The idea of the above arguments is to contrast them with
the usual, slightly less motivated approach of considering the
expression [x-cy]^{2}, which is real and non-negative,
and then choosing a `clever' value of c from which to deduce
the Cauchy-Schwarz inequality. Of course, c can be justified
as the value that minimizes the quadratic expression that results
from expanding [x-cy]^{2}, but even so the idea of
writing down [x-cy]^{2} in the first place is not an
obvious one.

Actually (this paragraph was added a day or two later)
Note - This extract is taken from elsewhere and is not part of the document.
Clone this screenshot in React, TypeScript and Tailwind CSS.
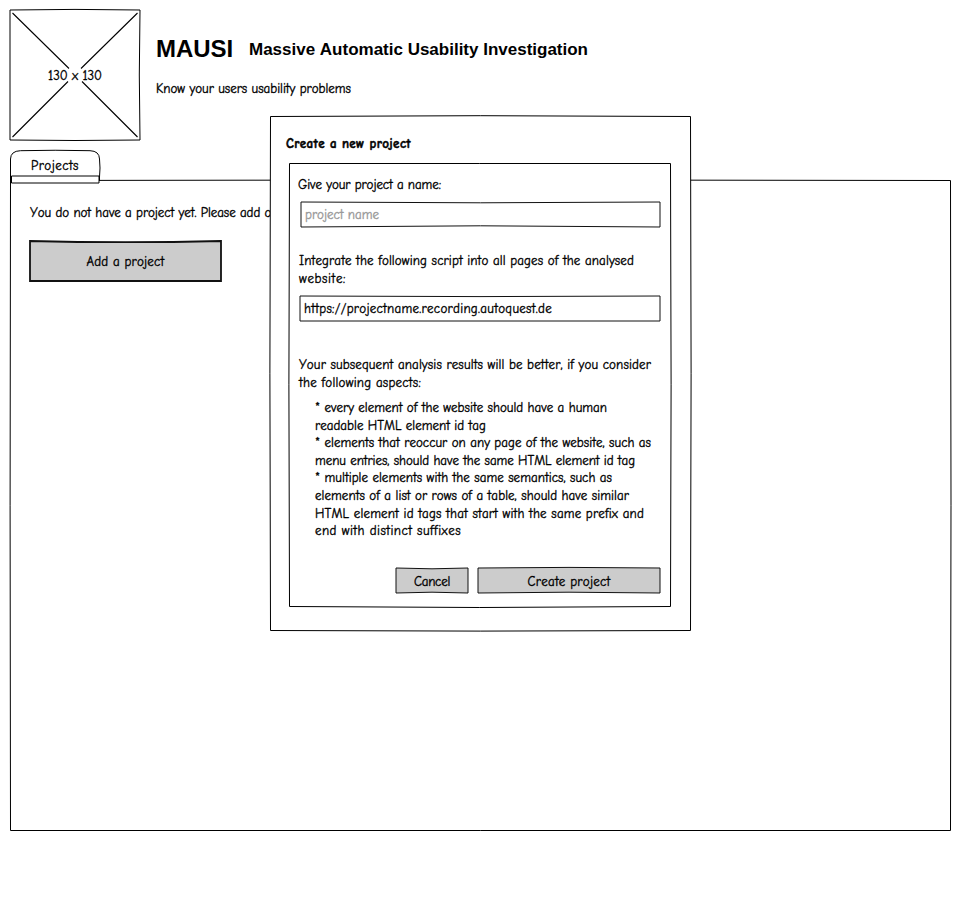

it can be justified as follows. Two vectors x and y are
proportional if and only if 0 is a non-trivial linear
combination of the two. Moreover, if neither is zero, then
they are proportional if and only if x-cy=0 for some constant
c. If this does not happen, then the line of points of the
form x-cy has some positive distance from 0, which we can
calculate by minimizing [x-cy]. However, it seems perverse to
bother with this calculation when
we know that * if * x-cy is ever zero, then c must equal
[x]/[y].

Just for the record, I looked through my bookshelf for all proofs that I could find of the Cauchy-Schwarz inequality. Only Apostol (Mathematical Analysis, p.20 exercise 1-15) and Jeffreys and Jeffreys (Methods of Mathematical Physics, 3rd Ed. p.54) prove the inequality (for real numbers) this way. The identity that proves it is known as Lagrange's identity. Even they merely ask you to note that Lagrange's identity is true and that it implies the Cauchy-Schwarz inequality. My point above is that the identity is an obvious thing to write down.